As provas de que Demóstenes Torres mentiu – e merece a cassação

“Não é crível que um Secretário de Segurança Pública, por duas vezes o chefe do Ministério Público, desconhecesse a folha corrida de seu interlocutor”, diz o relator Humberto Costa (PT-PE)
 

Ao longo de todo o processo que apurou seu possível envolvimento com o contraventor Carlos Augusto Ramos, o Carlinhos Cachoeira, o senador Demóstenes Torres (ex-DEM-GO) pediu insistentemente para não ser julgado pelo que disse, mas pelo que fez. Os atos e os fatos contra o senador que um dia encarnou o papel de “paladino da moralidade” entre seus pares estão descritos ao longo de 79 páginas do relatório do Humberto Costa (PT-PE), que também não se furtou a analisar as contradições e diferenças entre as palavras e os feitos do acusado.

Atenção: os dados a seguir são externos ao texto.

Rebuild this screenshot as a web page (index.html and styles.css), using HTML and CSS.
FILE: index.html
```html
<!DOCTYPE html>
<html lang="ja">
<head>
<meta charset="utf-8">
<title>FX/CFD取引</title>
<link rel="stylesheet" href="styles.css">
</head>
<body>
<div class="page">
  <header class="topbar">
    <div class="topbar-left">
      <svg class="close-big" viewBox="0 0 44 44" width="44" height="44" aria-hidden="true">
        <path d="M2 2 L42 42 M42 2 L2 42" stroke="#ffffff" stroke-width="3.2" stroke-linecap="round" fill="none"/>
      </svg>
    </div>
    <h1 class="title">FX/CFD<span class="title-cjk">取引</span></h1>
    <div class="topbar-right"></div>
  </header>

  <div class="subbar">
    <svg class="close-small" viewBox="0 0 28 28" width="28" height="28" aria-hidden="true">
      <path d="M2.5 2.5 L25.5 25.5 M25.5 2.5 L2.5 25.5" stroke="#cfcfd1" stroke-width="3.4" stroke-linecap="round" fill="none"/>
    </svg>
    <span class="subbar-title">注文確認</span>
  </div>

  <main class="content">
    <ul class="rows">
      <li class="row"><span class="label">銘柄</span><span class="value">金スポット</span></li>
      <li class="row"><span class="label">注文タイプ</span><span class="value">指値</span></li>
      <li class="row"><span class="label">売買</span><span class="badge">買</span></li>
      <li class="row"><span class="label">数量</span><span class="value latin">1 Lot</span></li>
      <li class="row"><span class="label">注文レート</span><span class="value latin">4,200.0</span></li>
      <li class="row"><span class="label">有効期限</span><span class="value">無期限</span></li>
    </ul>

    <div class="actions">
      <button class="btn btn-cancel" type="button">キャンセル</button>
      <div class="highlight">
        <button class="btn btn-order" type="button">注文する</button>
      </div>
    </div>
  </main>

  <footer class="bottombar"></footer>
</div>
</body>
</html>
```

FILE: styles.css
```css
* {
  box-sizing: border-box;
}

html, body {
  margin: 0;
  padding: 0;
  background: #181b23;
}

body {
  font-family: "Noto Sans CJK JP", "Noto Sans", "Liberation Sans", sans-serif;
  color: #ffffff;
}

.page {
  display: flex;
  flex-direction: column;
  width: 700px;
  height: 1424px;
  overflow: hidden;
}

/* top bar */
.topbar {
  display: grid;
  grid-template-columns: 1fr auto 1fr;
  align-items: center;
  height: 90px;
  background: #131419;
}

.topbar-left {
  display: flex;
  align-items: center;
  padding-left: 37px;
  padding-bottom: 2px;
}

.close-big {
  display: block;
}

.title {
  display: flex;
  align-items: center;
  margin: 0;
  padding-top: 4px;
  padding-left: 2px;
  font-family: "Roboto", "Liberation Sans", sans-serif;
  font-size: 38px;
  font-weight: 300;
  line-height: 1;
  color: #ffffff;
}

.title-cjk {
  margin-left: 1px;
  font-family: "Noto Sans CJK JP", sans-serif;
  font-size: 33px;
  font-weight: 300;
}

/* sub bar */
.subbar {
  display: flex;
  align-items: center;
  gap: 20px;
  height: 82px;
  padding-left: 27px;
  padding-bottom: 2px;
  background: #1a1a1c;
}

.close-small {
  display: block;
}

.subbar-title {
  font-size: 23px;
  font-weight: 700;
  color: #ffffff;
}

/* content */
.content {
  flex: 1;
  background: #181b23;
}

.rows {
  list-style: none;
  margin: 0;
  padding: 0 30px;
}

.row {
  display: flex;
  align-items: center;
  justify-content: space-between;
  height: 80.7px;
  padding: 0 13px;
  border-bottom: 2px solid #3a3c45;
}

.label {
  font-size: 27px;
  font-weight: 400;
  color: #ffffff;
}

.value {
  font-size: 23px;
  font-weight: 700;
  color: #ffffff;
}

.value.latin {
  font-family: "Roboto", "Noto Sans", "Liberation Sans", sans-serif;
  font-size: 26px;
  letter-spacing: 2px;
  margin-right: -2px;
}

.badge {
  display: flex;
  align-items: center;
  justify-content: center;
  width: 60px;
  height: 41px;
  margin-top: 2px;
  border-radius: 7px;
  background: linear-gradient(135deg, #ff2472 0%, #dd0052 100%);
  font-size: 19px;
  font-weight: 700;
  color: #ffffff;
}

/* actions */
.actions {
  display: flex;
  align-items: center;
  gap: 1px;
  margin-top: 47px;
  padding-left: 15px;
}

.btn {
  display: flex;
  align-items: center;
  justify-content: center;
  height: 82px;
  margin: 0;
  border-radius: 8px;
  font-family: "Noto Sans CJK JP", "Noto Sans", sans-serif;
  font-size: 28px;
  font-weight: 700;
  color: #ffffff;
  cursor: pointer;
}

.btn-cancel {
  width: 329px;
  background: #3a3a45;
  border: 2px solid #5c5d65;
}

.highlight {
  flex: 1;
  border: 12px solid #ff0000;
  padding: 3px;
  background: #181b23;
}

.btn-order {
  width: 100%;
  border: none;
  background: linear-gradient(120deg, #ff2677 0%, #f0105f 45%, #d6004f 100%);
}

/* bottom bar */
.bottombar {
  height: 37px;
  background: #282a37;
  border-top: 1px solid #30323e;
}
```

Ao contrário do que a defesa tentou demonstrar, a relação entre Demóstenes e Cachoeira ia muito além das “circunstâncias meramente sociais”. Depoimentos, interceptações de conversas telefônicas e outras provas arroladas pelo relator demonstram que os encontros de ambos se davam em torno de problemas relativos aos negócios de Cachoeira. Humberto considerou “bizarra” a justificativa apresentada por Demóstenes para o que teria sido o início da amizade. Segundo o acusado, Cachoeira o teria procurado, quando era secretário de Segurança de Goiás, pedindo que ele reprimisse operadores de jogos de azar ilegais que atuavam no estado. “Isso me lembra o final do filme Casablanca, quando o Capitão Renault manda prender os ‘suspeitos de costume’ e sucumbe ao convite para uma grande amizade”, ironiza o relator.

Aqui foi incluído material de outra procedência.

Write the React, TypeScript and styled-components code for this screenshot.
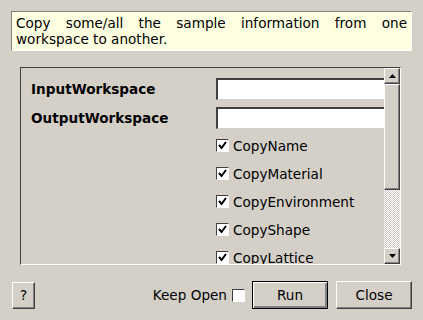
import React from "react";
import styled, { createGlobalStyle, css } from "styled-components";

const GlobalStyle = createGlobalStyle`
  html, body {
    margin: 0;
    padding: 0;
    background: #d4d0c8;
  }
  body {
    font-family: "DejaVu Sans", "Liberation Sans", sans-serif;
    font-size: 13.6px;
    color: #000;
  }
`;

const checkOptions = [
  "CopyName",
  "CopyMaterial",
  "CopyEnvironment",
  "CopyShape",
  "CopyLattice",
];

const sunken = css`
  border-top: 1px solid #808080;
  border-left: 1px solid #808080;
  border-right: 1px solid #ffffff;
  border-bottom: 1px solid #ffffff;
`;

const raised = css`
  border-top: 1px solid #ffffff;
  border-left: 1px solid #ffffff;
  border-right: 1px solid #404040;
  border-bottom: 1px solid #404040;
  box-shadow: inset -1px -1px 0 #808080;
`;

const Arrow = ({ up }: { up?: boolean }) => (
  <svg width="7" height="4" viewBox="0 0 7 4">
    <polygon points={up ? "3.5,0 7,4 0,4" : "0,0 7,0 3.5,4"} fill="#000" />
  </svg>
);

const CheckBox = ({ checked }: { checked?: boolean }) => (
  <Box>
    {checked && (
      <svg width="9" height="9" viewBox="0 0 9 9">
        <polyline
          points="1,4 3.5,7 8,1"
          fill="none"
          stroke="#000"
          strokeWidth="2"
        />
      </svg>
    )}
  </Box>
);

const App = () => (
  <>
    <GlobalStyle />
    <Dialog>
      <Info>
        <InfoText>
          Copy some/all the sample information from one workspace to another.
        </InfoText>
      </Info>

      <Frame>
        <Viewport>
          <Form>
            <Label>InputWorkspace</Label>
            <TextInput />
            <Label>OutputWorkspace</Label>
            <TextInput />
            {checkOptions.map((name) => (
              <React.Fragment key={name}>
                <span />
                <CheckRow>
                  <CheckBox checked />
                  {name}
                </CheckRow>
              </React.Fragment>
            ))}
          </Form>
        </Viewport>
        <ScrollBar>
          <ScrollButton>
            <Arrow up />
          </ScrollButton>
          <Thumb />
          <Track />
          <ScrollButton>
            <Arrow />
          </ScrollButton>
        </ScrollBar>
      </Frame>

      <Footer>
        <SmallButton>?</SmallButton>
        <Spacer />
        <KeepOpen>
          Keep Open
          <CheckBox />
        </KeepOpen>
        <Button $default>Run</Button>
        <Button>Close</Button>
      </Footer>
    </Dialog>
  </>
);

export default App;

const Dialog = styled.div`
  width: 423px;
  height: 320px;
  box-sizing: border-box;
  display: flex;
  flex-direction: column;
  padding: 11px 11px 0 11px;
`;

const Info = styled.div`
  ${sunken};
  background: #ffffe1;
  height: 40px;
  box-sizing: border-box;
  padding: 3px 4px 0 4px;
`;

const InfoText = styled.p`
  margin: 0;
  line-height: 16px;
  text-align: justify;
`;

const Frame = styled.div`
  ${sunken};
  border-top-color: #404040;
  border-left-color: #404040;
  margin: 16px 11px 0 9px;
  height: 196px;
  display: flex;
  overflow: hidden;
`;

const Viewport = styled.div`
  flex: 1;
  overflow: hidden;
  padding: 10px 0 0 10px;
`;

const Form = styled.div`
  display: grid;
  grid-template-columns: 185px 176px;
  row-gap: 7px;
  align-items: center;
`;

const Label = styled.span`
  font-weight: bold;
`;

const TextInput = styled.div`
  height: 22px;
  box-sizing: border-box;
  background: #fff;
  border-top: 2px solid #404040;
  border-left: 2px solid #404040;
  border-right: 1px solid #d4d0c8;
  border-bottom: 1px solid #d4d0c8;
`;

const CheckRow = styled.label`
  height: 21px;
  display: flex;
  align-items: center;
  gap: 4px;
  margin-top: -1px;
  margin-bottom: 1px;
`;

const Box = styled.span`
  width: 13px;
  height: 13px;
  flex: none;
  box-sizing: border-box;
  background: #fff;
  border-top: 1px solid #404040;
  border-left: 1px solid #404040;
  border-right: 1px solid #ffffff;
  border-bottom: 1px solid #ffffff;
  box-shadow: 1px 1px 0 #d4d0c8;
  display: inline-flex;
  align-items: center;
  justify-content: center;
`;

const ScrollBar = styled.div`
  width: 16px;
  display: flex;
  flex-direction: column;
`;

const ScrollButton = styled.div`
  ${raised};
  box-sizing: border-box;
  height: 16px;
  background: #d4d0c8;
  display: flex;
  align-items: center;
  justify-content: center;
`;

const Thumb = styled.div`
  ${raised};
  box-sizing: border-box;
  height: 106px;
  background: #d4d0c8;
`;

const Track = styled.div`
  flex: 1;
  background-color: #ffffff;
  background-image: repeating-conic-gradient(#d4d0c8 0 25%, #ffffff 0 50%);
  background-size: 2px 2px;
`;

const Footer = styled.div`
  display: flex;
  align-items: center;
  margin-top: 16px;
  margin-left: 1px;
  gap: 8px;
`;

const Spacer = styled.div`
  flex: 1;
`;

const buttonBase = css`
  box-sizing: border-box;
  background: #d4d0c8;
  font-family: "DejaVu Sans", "Liberation Sans", sans-serif;
  font-size: 13.6px;
  color: #000;
  display: flex;
  align-items: center;
  justify-content: center;
  padding: 0;
`;

const SmallButton = styled.button`
  ${buttonBase};
  ${raised};
  width: 23px;
  height: 27px;
`;

const Button = styled.button<{ $default?: boolean }>`
  ${buttonBase};
  ${raised};
  width: 76px;
  height: 28px;
  ${(p) =>
    p.$default &&
    css`
      border: 1px solid #000;
      box-shadow: inset 1px 1px 0 #fff, inset -2px -2px 0 #808080;
    `}
`;

const KeepOpen = styled.label`
  display: flex;
  align-items: center;
  gap: 5px;
  margin-right: -1px;
`;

Humberto não crê que Cachoeira tenha pedido a Demóstenes que desbaratasse o jogo do bicho, “a não ser que a ação repressiva da polícia goiana se limitasse à eliminação da concorrência”, já que era notório seu envolvimento com esse tipo de contravenção penal e sua “posição de destaque nesse ramo de negócios”. “Não é crível que um secretário de Segurança Pública, que antes fora, por duas vezes, o chefe do Ministério Público Estadual, desconhecesse a folha corrida de seu interlocutor”.

Em seu relatório, Humberto também lembra que Demóstenes Torres foi integrante da CPI dos Bingos — chegou a entrar com um mandado de segurança para ser escalado para a comissão – onde atuou como “implacável inquisidor”. Cachoeira foi personagem de destaque nas investigações. Mas hoje o mesmo Demóstenes diz não se lembrar de ter participado da CPI. “Foi tomado por súbita amnésia em relação a esses fatos, nos quais o seu protagonismo muito contribuiu para sua própria projeção como político notável, de envergadura nacional”, acrescenta o relator.

Em seu depoimento ao Conselho de Ética, Demóstenes mostrou-se orgulhoso de seus conhecimentos tecnológicos sobre a suposta “invulnerabilidade” dos aparelhos rádio-celulares marca Nextel, expertise que teria sido adiquirida quando exerceu o cargo de secretário de Segurança Pública de Goiás. Apesar disso, no âmbito da Operação Monte Carlo, da Polícia Federal, foram interceptadas e já degravadas pelo menos 97 ligações do acusado para o contraventor, usando o aparelho Nextel.

Em várias oportunidades, Demóstenes Torres alegou que conversava muito com Carlinhos Cachoeira por conta dos problemas conjugais de seu suplente.  “Um detalhe curioso: pelas conversas telefônicas já degravadas, em nenhuma vez trataram do problema conjugal que o representado asseverara ao Plenário ser o grosso de suas conversas com Cachoeira”, aponta o relator.

O relatório de Humberto lembra ainda, quer as interceptações telefônicas mostram Demóstenes aconselhando Cachoeira contra um projeto que endurecia o combate aos jogos de azar. “Isso te pega”, alerta o senador ao contraventor.

Desde 1999, a vida política de Demóstenes gravita em tornos dos interesses de Carlinhos Cachoeira no ramo de jogos de azar”, conclui o relatório de Humberto, para quem o papel do senador não era apenas operacional, mas o de “braço político”, um “facilitador institucional que poderia auxiliar na manutenção e na satisfação dos interesses de Cachoeira”.